>> start

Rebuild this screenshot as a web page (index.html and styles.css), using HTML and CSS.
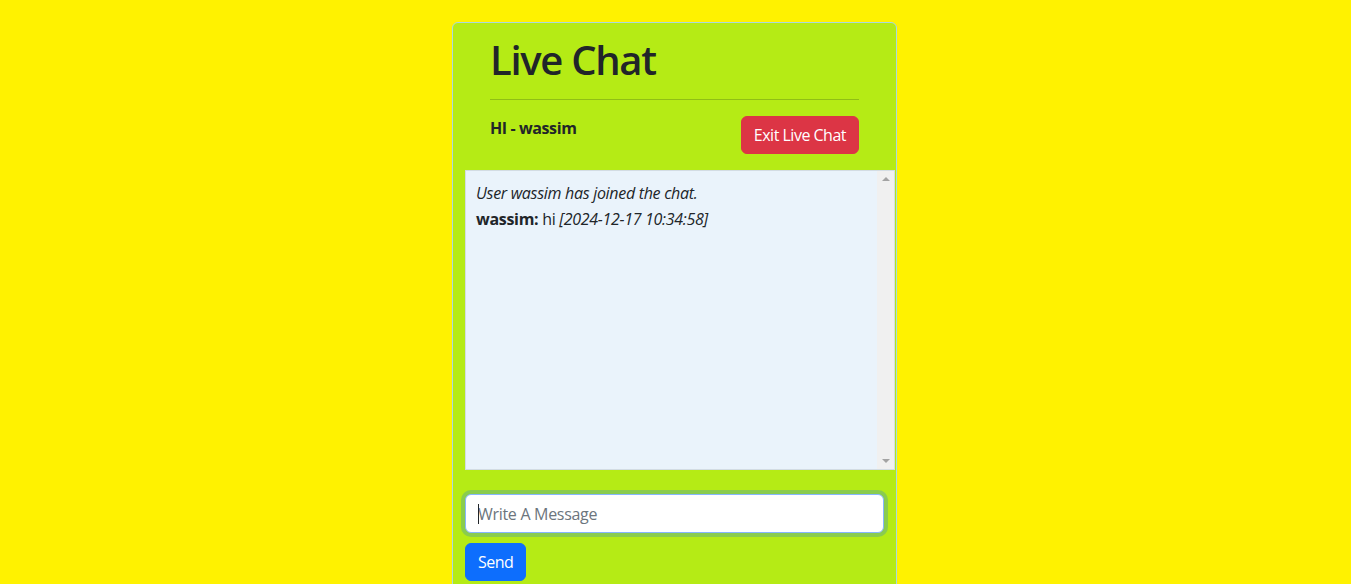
FILE: index.html
```html
<!DOCTYPE html>
<html lang="en">
<head>
<meta charset="utf-8">
<title>Live Chat</title>
<link rel="stylesheet" href="styles.css">
</head>
<body>
<main class="card">
  <header class="chat-header">
    <h1 class="title">Live Chat</h1>
    <hr class="divider">
    <div class="user-row">
      <span class="greeting">HI - wassim</span>
      <button class="btn btn-danger" type="button">Exit Live Chat</button>
    </div>
  </header>
  <section class="chat-box">
    <div class="messages">
      <div class="msg system"><em>User wassim has joined the chat.</em></div>
      <div class="msg"><strong>wassim:</strong> hi <em>[2024-12-17 10:34:58]</em></div>
    </div>
    <div class="scrollbar">
      <span class="arrow up"></span>
      <span class="arrow down"></span>
    </div>
  </section>
  <form class="composer">
    <div class="input-wrap">
      <input class="form-control focused" type="text" placeholder="Write A Message" autofocus>
      <span class="caret"></span>
    </div>
    <button class="btn btn-primary" type="button">Send</button>
  </form>
</main>
</body>
</html>
```
FILE: styles.css
```css
* { box-sizing: border-box; }
html, body { margin: 0; padding: 0; }
body {
  background: #fff200;
  font-family: "Open Sans", "Noto Sans", sans-serif;
  font-size: 16px;
  line-height: 1.5;
  color: #212529;
  min-height: 584px;
}
.card {
  width: 445px;
  margin: 22px 0 0 calc(50% - 223.5px);
  background: #b5eb15;
  border: 1px solid #a9d9e0;
  border-radius: 6px;
  padding: 12px 12px 40px;
}
.chat-header { padding: 0 25px; }
.title {
  margin: 0;
  font-size: 40px;
  font-weight: 600;
  line-height: 50px;
  letter-spacing: -1.3px;
}
.divider {
  margin: 14px 0 16px;
  border: 0;
  border-top: 1px solid rgba(60, 90, 20, 0.3);
}
.user-row {
  display: flex;
  justify-content: space-between;
  align-items: flex-start;
  margin-bottom: 16px;
}
.greeting { font-weight: 700; letter-spacing: -0.4px; }
.btn {
  font-family: inherit;
  font-size: 16px;
  line-height: 24px;
  padding: 6px 12px;
  border: 1px solid transparent;
  border-radius: 6px;
  color: #fff;
  cursor: pointer;
  letter-spacing: -0.5px;
}
.btn-danger { background: #dc3545; border-color: #dc3545; }
.btn-primary { background: #0d6efd; border-color: #0d6efd; }
.chat-box {
  width: 430px;
  height: 300px;
  display: flex;
  background: #eaf3fb;
  border: 1px solid #d3dce3;
}
.messages { flex: 1; padding: 10px; }
.msg { margin-bottom: 2px; letter-spacing: -0.3px; }
.scrollbar {
  width: 17px;
  background: #f0f0f0;
  display: flex;
  flex-direction: column;
  justify-content: space-between;
  align-items: center;
  padding: 6px 0;
}
.arrow { width: 0; height: 0; border-left: 4px solid transparent; border-right: 4px solid transparent; }
.arrow.up { border-bottom: 4px solid #a3a3a3; }
.arrow.down { border-top: 4px solid #a3a3a3; }
.composer {
  margin-top: 24px;
  display: flex;
  flex-direction: column;
  align-items: flex-start;
  gap: 10px;
}
.input-wrap { position: relative; width: 100%; }
.caret {
  position: absolute;
  left: 13px;
  top: 10px;
  width: 1px;
  height: 20px;
  background: #212529;
}
.form-control {
  display: block;
  width: 100%;
  height: 39px;
  padding: 6px 12px;
  font-family: inherit;
  font-size: 16px;
  color: #212529;
  background: #fff;
  border: 1px solid #dee2e6;
  border-radius: 6px;
  outline: none;
  caret-color: transparent;
  letter-spacing: -0.3px;
}
.form-control::placeholder { color: #6c757d; }
.form-control.focused {
  border-color: #86b7fe;
  box-shadow: 0 0 0 4px rgba(13, 110, 253, 0.25);
}
```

>> end

• _GIVEN PROBLEM_
Leave out the pictures and transcribe everything else exactly.

• _RESPONSE_
Rebuild this screenshot as a web page (index.html and styles.css), using HTML and CSS.
FILE: index.html
```html
<!DOCTYPE html>
<html lang="en">
<head>
<meta charset="utf-8">
<title>Live Chat</title>
<link rel="stylesheet" href="styles.css">
</head>
<body>
<main class="card">
  <header class="chat-header">
    <h1 class="title">Live Chat</h1>
    <hr class="divider">
    <div class="user-row">
      <span class="greeting">HI - wassim</span>
      <button class="btn btn-danger" type="button">Exit Live Chat</button>
    </div>
  </header>
  <section class="chat-box">
    <div class="messages">
      <div class="msg system"><em>User wassim has joined the chat.</em></div>
      <div class="msg"><strong>wassim:</strong> hi <em>[2024-12-17 10:34:58]</em></div>
    </div>
    <div class="scrollbar">
      <span class="arrow up"></span>
      <span class="arrow down"></span>
    </div>
  </section>
  <form class="composer">
    <div class="input-wrap">
      <input class="form-control focused" type="text" placeholder="Write A Message" autofocus>
      <span class="caret"></span>
    </div>
    <button class="btn btn-primary" type="button">Send</button>
  </form>
</main>
</body>
</html>
```
FILE: styles.css
```css
* { box-sizing: border-box; }
html, body { margin: 0; padding: 0; }
body {
  background: #fff200;
  font-family: "Open Sans", "Noto Sans", sans-serif;
  font-size: 16px;
  line-height: 1.5;
  color: #212529;
  min-height: 584px;
}
.card {
  width: 445px;
  margin: 22px 0 0 calc(50% - 223.5px);
  background: #b5eb15;
  border: 1px solid #a9d9e0;
  border-radius: 6px;
  padding: 12px 12px 40px;
}
.chat-header { padding: 0 25px; }
.title {
  margin: 0;
  font-size: 40px;
  font-weight: 600;
  line-height: 50px;
  letter-spacing: -1.3px;
}
.divider {
  margin: 14px 0 16px;
  border: 0;
  border-top: 1px solid rgba(60, 90, 20, 0.3);
}
.user-row {
  display: flex;
  justify-content: space-between;
  align-items: flex-start;
  margin-bottom: 16px;
}
.greeting { font-weight: 700; letter-spacing: -0.4px; }
.btn {
  font-family: inherit;
  font-size: 16px;
  line-height: 24px;
  padding: 6px 12px;
  border: 1px solid transparent;
  border-radius: 6px;
  color: #fff;
  cursor: pointer;
  letter-spacing: -0.5px;
}
.btn-danger { background: #dc3545; border-color: #dc3545; }
.btn-primary { background: #0d6efd; border-color: #0d6efd; }
.chat-box {
  width: 430px;
  height: 300px;
  display: flex;
  background: #eaf3fb;
  border: 1px solid #d3dce3;
}
.messages { flex: 1; padding: 10px; }
.msg { margin-bottom: 2px; letter-spacing: -0.3px; }
.scrollbar {
  width: 17px;
  background: #f0f0f0;
  display: flex;
  flex-direction: column;
  justify-content: space-between;
  align-items: center;
  padding: 6px 0;
}
.arrow { width: 0; height: 0; border-left: 4px solid transparent; border-right: 4px solid transparent; }
.arrow.up { border-bottom: 4px solid #a3a3a3; }
.arrow.down { border-top: 4px solid #a3a3a3; }
.composer {
  margin-top: 24px;
  display: flex;
  flex-direction: column;
  align-items: flex-start;
  gap: 10px;
}
.input-wrap { position: relative; width: 100%; }
.caret {
  position: absolute;
  left: 13px;
  top: 10px;
  width: 1px;
  height: 20px;
  background: #212529;
}
.form-control {
  display: block;
  width: 100%;
  height: 39px;
  padding: 6px 12px;
  font-family: inherit;
  font-size: 16px;
  color: #212529;
  background: #fff;
  border: 1px solid #dee2e6;
  border-radius: 6px;
  outline: none;
  caret-color: transparent;
  letter-spacing: -0.3px;
}
.form-control::placeholder { color: #6c757d; }
.form-control.focused {
  border-color: #86b7fe;
  box-shadow: 0 0 0 4px rgba(13, 110, 253, 0.25);
}
```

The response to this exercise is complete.